Every conversation burns 15k-20k tokens of prompt “rent” before it even begins, and all the user sees is a clean chat box. This reminds me of a duck swimming — graceful and smooth above the water, legs kicking frantically below. You think you’re chatting with a simple CLI, but there’s an entire orchestra warming up backstage (￣▽￣)⁠／

Want to Try It Yourself? The Door Isn’t Locked

By now you might be wondering: “Could I do this myself?”

The answer is yes, and the door isn’t even locked. No encryption, no integrity checks, no anti-tamper mechanisms — the binary is just minified, not obfuscated. The key is under the doormat. Most people just never think to look.

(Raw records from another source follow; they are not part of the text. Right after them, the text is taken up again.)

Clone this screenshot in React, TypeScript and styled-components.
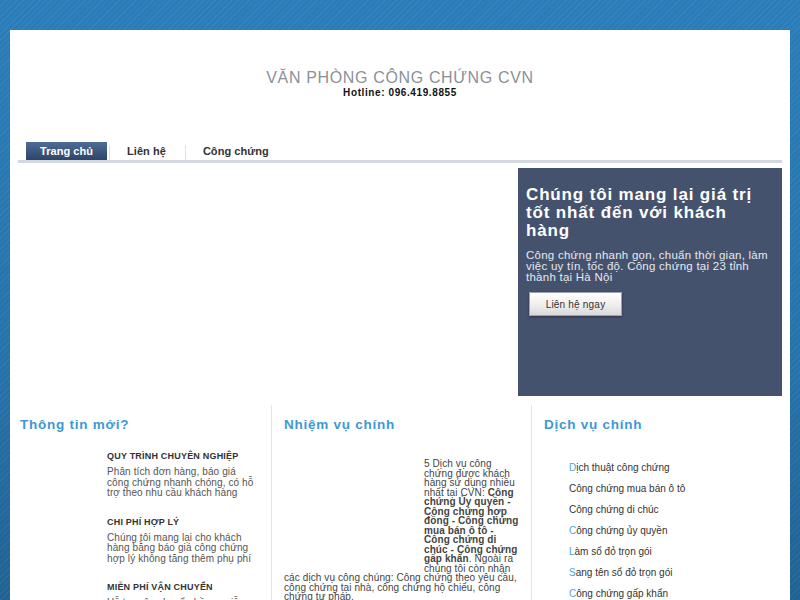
import React from "react";
import styled, { createGlobalStyle } from "styled-components";

const Global = createGlobalStyle`
  html, body { margin: 0; padding: 0; }
  body {
    font-family: "Liberation Sans", Arial, sans-serif;
    background-color: #2877b0;
    background-image:
      repeating-linear-gradient(135deg, rgba(255,255,255,0.05) 0 1px, rgba(0,0,0,0) 1px 4px),
      linear-gradient(180deg, #2b7dba 0%, #2673ab 55%, #1f5e8e 100%);
    min-height: 600px;
    overflow: hidden;
  }
`;

const Page = styled.div`
  padding: 30px 10px 0 10px;
`;

const Container = styled.div`
  background: #fff;
  width: 780px;
  min-height: 620px;
`;

const Header = styled.header`
  height: 112px;
  display: flex;
  flex-direction: column;
  align-items: center;
  padding-top: 39px;
  box-sizing: border-box;
`;

const SiteTitle = styled.h1`
  margin: 0;
  font-weight: normal;
  font-size: 16px;
  line-height: 18px;
  color: #8b9097;
  letter-spacing: 0.65px;
`;

const Hotline = styled.div`
  font-size: 10px;
  font-weight: bold;
  color: #111;
  line-height: 12px;
  letter-spacing: 0.6px;
`;

const NavWrap = styled.div`
  padding: 0 8px;
`;

const Nav = styled.nav`
  display: flex;
  align-items: stretch;
  height: 18px;
  padding-left: 8px;
  border-bottom: 3px solid #d3d8de;
`;

const NavItem = styled.a<{ $active?: boolean; $sep?: boolean }>`
  display: flex;
  align-items: center;
  padding: 0 ${(p) => (p.$active ? "14px" : "17px")};
  font-size: 11px;
  font-weight: bold;
  letter-spacing: 0.05px;
  text-decoration: none;
  color: ${(p) => (p.$active ? "#fff" : "#333")};
  background: ${(p) =>
    p.$active ? "linear-gradient(180deg, #4d6c96 0%, #2d4569 100%)" : "transparent"};
  border-left: ${(p) => (p.$sep ? "1px solid #dde2e7" : "none")};
  margin-left: ${(p) => (p.$sep ? "2px" : "0")};
  margin-top: ${(p) => (p.$sep ? "3px" : "0")};
  padding-bottom: ${(p) => (p.$sep ? "3px" : "0")};
`;

const Hero = styled.section`
  display: flex;
  justify-content: flex-end;
  padding: 5px 8px 0 8px;
`;

const HeroBox = styled.div`
  width: 264px;
  height: 228px;
  background: #45526e;
  box-sizing: border-box;
  padding: 18px 12px 0 8px;
  color: #fff;
`;

const HeroTitle = styled.h2`
  margin: 0;
  font-size: 17px;
  line-height: 18px;
  font-weight: bold;
  letter-spacing: 0.85px;
`;

const HeroText = styled.p`
  margin: 10px 0 0 0;
  font-size: 11.5px;
  line-height: 11px;
  color: #e6e9ef;
  letter-spacing: 0.25px;
`;

const HeroButton = styled.button`
  margin: 9px 0 0 3px;
  width: 93px;
  height: 24px;
  border: 1px solid #9ea4ad;
  background: linear-gradient(180deg, #ffffff 0%, #ececec 60%, #d8d8d8 100%);
  box-shadow: 0 1px 2px rgba(0,0,0,0.4);
  font-family: "Liberation Sans", Arial, sans-serif;
  font-size: 10px;
  letter-spacing: 0.2px;
  color: #333;
  cursor: pointer;
`;

const Columns = styled.section`
  display: grid;
  grid-template-columns: 261px 260px 259px;
  margin-top: 9px;
`;

const Column = styled.div<{ $border?: boolean; $right?: number }>`
  border-left: ${(p) => (p.$border ? "1px solid #e2e5e8" : "none")};
  padding: 12px ${(p) => p.$right ?? 8}px 0 ${(p) => (p.$border ? "12px" : "10px")};
  min-height: 200px;
`;

const ColTitle = styled.h3`
  margin: 0;
  font-size: 13.5px;
  line-height: 16px;
  font-weight: bold;
  color: #3d98d6;
  letter-spacing: 0.75px;
`;

const NewsList = styled.div`
  display: flex;
  flex-direction: column;
  gap: 17px;
  margin-top: 17px;
`;

const NewsItem = styled.div`
  display: grid;
  grid-template-columns: 87px 1fr;
`;

const NewsThumb = styled.div``;

const NewsBody = styled.div`
  display: flex;
  flex-direction: column;
  gap: 5px;
`;

const NewsTitle = styled.div`
  font-size: 9px;
  line-height: 12px;
  font-weight: bold;
  color: #333;
  text-transform: uppercase;
  letter-spacing: 0.2px;
`;

const NewsDesc = styled.div`
  font-size: 10px;
  line-height: 10.5px;
  color: #555;
  letter-spacing: 0.1px;
`;

const MissionText = styled.div`
  margin-top: 26px;
  font-size: 10px;
  line-height: 9.5px;
  color: #444;
  letter-spacing: 0.1px;
`;

const FloatBlock = styled.div`
  float: left;
  width: 140px;
  height: 112px;
`;

const ServiceList = styled.ul`
  list-style: none;
  margin: 29px 0 0 0;
  padding: 0 0 0 25px;
  display: flex;
  flex-direction: column;
  gap: 9px;
`;

const ServiceItem = styled.li<{ $accent?: boolean }>`
  font-size: 10px;
  line-height: 12px;
  color: #333;
  &::first-letter {
    color: ${(p) => (p.$accent ? "#4fa3de" : "#333")};
  }
`;

const news = [
  {
    title: "Quy trình chuyên nghiệp",
    desc: "Phân tích đơn hàng, báo giá công chứng nhanh chóng, có hỗ trợ theo nhu cầu khách hàng",
  },
  {
    title: "Chi phí hợp lý",
    desc: "Chúng tôi mang lại cho khách hàng bằng báo giá công chứng hợp lý không tăng thêm phụ phí",
  },
  {
    title: "Miễn phí vận chuyển",
    desc: "Hỗ trợ vận chuyển hồ sơ miễn phí tận nơi cho khách hàng",
  },
];

const services = [
  { name: "Dịch thuật công chứng", accent: true },
  { name: "Công chứng mua bán ô tô", accent: false },
  { name: "Công chứng di chúc", accent: false },
  { name: "Công chứng ủy quyền", accent: true },
  { name: "Làm sổ đỏ trọn gói", accent: true },
  { name: "Sang tên sổ đỏ trọn gói", accent: true },
  { name: "Công chứng gấp khẩn", accent: true },
];

export default function App() {
  return (
    <>
      <Global />
      <Page>
        <Container>
          <Header>
            <SiteTitle>VĂN PHÒNG CÔNG CHỨNG CVN</SiteTitle>
            <Hotline>Hotline: 096.419.8855</Hotline>
          </Header>
          <NavWrap>
            <Nav>
              <NavItem $active href="#">Trang chủ</NavItem>
              <NavItem $sep href="#">Liên hệ</NavItem>
              <NavItem $sep href="#">Công chứng</NavItem>
            </Nav>
          </NavWrap>
          <Hero>
            <HeroBox>
              <HeroTitle>Chúng tôi mang lại giá trị tốt nhất đến với khách hàng</HeroTitle>
              <HeroText>
                Công chứng nhanh gọn, chuẩn thời gian, làm việc uy tín, tốc độ. Công chứng tại 23 tỉnh thành tại Hà Nội
              </HeroText>
              <HeroButton>Liên hệ ngay</HeroButton>
            </HeroBox>
          </Hero>
          <Columns>
            <Column $right={16}>
              <ColTitle>Thông tin mới?</ColTitle>
              <NewsList>
                {news.map((n) => (
                  <NewsItem key={n.title}>
                    <NewsThumb />
                    <NewsBody>
                      <NewsTitle>{n.title}</NewsTitle>
                      <NewsDesc>{n.desc}</NewsDesc>
                    </NewsBody>
                  </NewsItem>
                ))}
              </NewsList>
            </Column>
            <Column $border $right={9}>
              <ColTitle>Nhiệm vụ chính</ColTitle>
              <MissionText>
                <FloatBlock />
                5 Dịch vụ công chứng được khách hàng sử dụng nhiều nhất tại CVN:{" "}
                <strong>
                  Công chứng Ủy quyền - Công chứng hợp đồng - Công chứng mua bán ô tô - Công chứng di chúc - Công chứng gấp khẩn
                </strong>
                . Ngoài ra chúng tôi còn nhận các dịch vụ công chúng: Công chứng theo yêu cầu, công chứng tại nhà, công chứng hộ chiếu, công chứng tư pháp.
              </MissionText>
            </Column>
            <Column $border>
              <ColTitle>Dịch vụ chính</ColTitle>
              <ServiceList>
                {services.map((s) => (
                  <ServiceItem key={s.name} $accent={s.accent}>
                    {s.name}
                  </ServiceItem>
                ))}
              </ServiceList>
            </Column>
          </Columns>
        </Container>
      </Page>
    </>
  );
}
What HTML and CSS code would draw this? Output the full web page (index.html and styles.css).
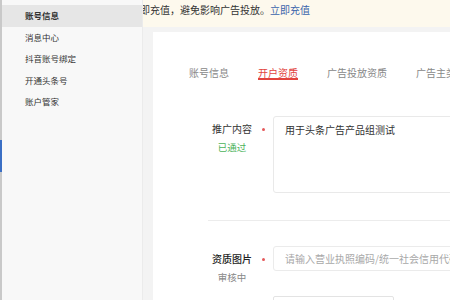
FILE: index.html
```html
<!DOCTYPE html>
<html lang="zh-CN">
  <head>
    <meta charset="UTF-8" />
    <meta name="viewport" content="width=device-width, initial-scale=1.0" />
    <title>账号信息 - 开户资质</title>
    <link rel="stylesheet" href="styles.css">
  </head>
  <body>
    <div class="rail">
      <div class="rail-mark"></div>
    </div>

    <div class="sidebar">
      <div class="menu-item active">账号信息</div>
      <div class="menu-item">消息中心</div>
      <div class="menu-item">抖音账号绑定</div>
      <div class="menu-item">开通头条号</div>
      <div class="menu-item">账户管家</div>
    </div>

    <div class="main">
      <div class="notice">
        <span class="notice-text">立即充值，避免影响广告投放。<a href="#">立即充值</a></span>
      </div>

      <div class="card">
        <div class="tabs">
          <div class="tab">账号信息</div>
          <div class="tab active">开户资质</div>
          <div class="tab">广告投放资质</div>
          <div class="tab">广告主类别</div>
        </div>

        <div class="form-row first">
          <div class="field-label">
            <div class="label-line">
              <span class="label-name">推广内容</span>
              <span class="required"></span>
            </div>
            <div class="label-status passed">已通过</div>
          </div>
          <textarea class="field-area">用于头条广告产品组测试</textarea>
        </div>

        <div class="divider"></div>

        <div class="form-row">
          <div class="field-label">
            <div class="label-line">
              <span class="label-name strong">资质图片</span>
              <span class="required"></span>
            </div>
            <div class="label-status">审核中</div>
          </div>
          <div class="field-col">
            <input
              type="text"
              class="field-input"
              placeholder="请输入营业执照编码/统一社会信用代码"
            />
            <div class="upload-box"></div>
          </div>
        </div>
      </div>
    </div>
  </body>
</html>
```

FILE: styles.css
```css
body {
  margin: 0;
  display: flex;
  height: 300px;
  overflow: hidden;
  font-family: "Noto Sans CJK SC", "Noto Sans", sans-serif;
  color: #333;
  background-color: #f3f3f3;
}
.rail {
  width: 2px;
  flex-shrink: 0;
  background-color: #c9c9c9;
  padding-top: 140px;
  box-sizing: border-box;
}
.rail-mark {
  height: 32px;
  background-color: #3b6fc4;
}
.sidebar {
  width: 141px;
  flex-shrink: 0;
  padding-top: 5px;
  background-color: #f8f8f8;
  border-right: 1px solid #ebebeb;
  box-sizing: border-box;
}
.menu-item {
  height: 21.5px;
  line-height: 21.5px;
  padding-left: 23px;
  font-size: 8.5px;
  color: #333;
}
.menu-item.active {
  background-color: #e6e6e6;
  font-weight: bold;
}
.main {
  flex: 1;
  min-width: 0;
  display: flex;
  flex-direction: column;
  overflow: hidden;
}
.notice {
  height: 27px;
  flex-shrink: 0;
  line-height: 20px;
  font-size: 10px;
  white-space: nowrap;
  background-color: #fdf9ed;
  overflow: hidden;
}
.notice-text {
  display: inline-block;
  margin-left: -13px;
}
.notice a {
  color: #3a64ab;
  text-decoration: none;
}
.card {
  flex: 1;
  margin: 5px 0 0 10px;
  padding-left: 36px;
  background-color: white;
  overflow: hidden;
}
.tabs {
  display: flex;
  gap: 29px;
  padding-top: 35px;
  white-space: nowrap;
}
.tab {
  font-size: 10px;
  line-height: 11px;
  color: #888;
  border-bottom: 2px solid transparent;
}
.tab.active {
  color: #e2433d;
  border-bottom-color: #e2433d;
}
.form-row {
  display: flex;
  margin-left: 23px;
}
.form-row.first {
  margin-top: 36px;
}
.field-label {
  width: 61px;
  flex-shrink: 0;
  padding-top: 6px;
}
.label-line {
  display: flex;
  align-items: center;
  height: 14px;
}
.label-name {
  width: 40px;
  font-size: 10px;
  line-height: 14px;
  color: #333;
}
.label-name.strong {
  color: #222;
  font-weight: 500;
}
.required {
  width: 3px;
  height: 3px;
  margin-left: 10px;
  border-radius: 50%;
  background-color: #e5585a;
}
.label-status {
  width: 40px;
  margin-top: 4px;
  text-align: center;
  font-size: 9.5px;
  line-height: 14px;
  color: #888;
}
.label-status.passed {
  color: #4cb35a;
}
.field-area {
  width: 220px;
  height: 77px;
  flex-shrink: 0;
  padding: 6px 11px;
  border: 1px solid #e9e9e9;
  border-radius: 3px;
  font-family: inherit;
  font-size: 10px;
  line-height: 14px;
  color: #333;
  resize: none;
  box-sizing: border-box;
}
.divider {
  height: 1px;
  margin: 27px 0 25px 19px;
  background-color: #ececec;
}
.field-col {
  display: flex;
  flex-direction: column;
  gap: 25px;
}
.field-input {
  width: 220px;
  height: 25px;
  padding: 0 11px;
  border: 1px solid #ebebeb;
  border-radius: 3px;
  font-family: inherit;
  font-size: 10px;
  color: #333;
  box-sizing: border-box;
}
.field-input::placeholder {
  color: #a8a8a8;
}
.upload-box {
  width: 121px;
  height: 30px;
  border: 1px solid #e3e3e3;
  border-radius: 2px;
  box-sizing: border-box;
}
```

The funny thing is, the author isn’t the first curious person to peek inside. Others have intercepted API calls with mitmproxy to watch runtime behavior, found source maps in early versions with clean readable code (later removed by Anthropic), or reverse-inferred the architecture from external execution patterns. Each approach is like taking an X-ray of the same building from a different angle — cracking the binary directly gives you the most complete picture, but the film is hardest to read.

Clawd 溫馨提示：

Different people using different methods to tear apart the same thing, eventually assembling a fuller picture than any single view could provide. This is basically the feral version of open source — the software itself isn’t open source, but the community reverse-engineered it “open” anyway. Anthropic probably has mixed feelings: part of them feels exposed, part of them is secretly proud their product is worth exposing ┐(￣ヘ￣)┌

But no matter what method you use, everyone arrives at the same conclusion — and the author puts it perfectly: Claude Code is fundamentally a prompt delivery system. The code handles tools, manages context, and talks to APIs. But the real product is that prompt — thousands of tokens telling the model how to behave.

The binary is the packaging. The prompt is the product. Like how the soul of instant noodles isn’t the noodle block — it’s the seasoning packet.

(Disclaimer: All of the author’s analysis was performed on locally installed software for educational purposes only. No network interception or authentication bypass was involved.)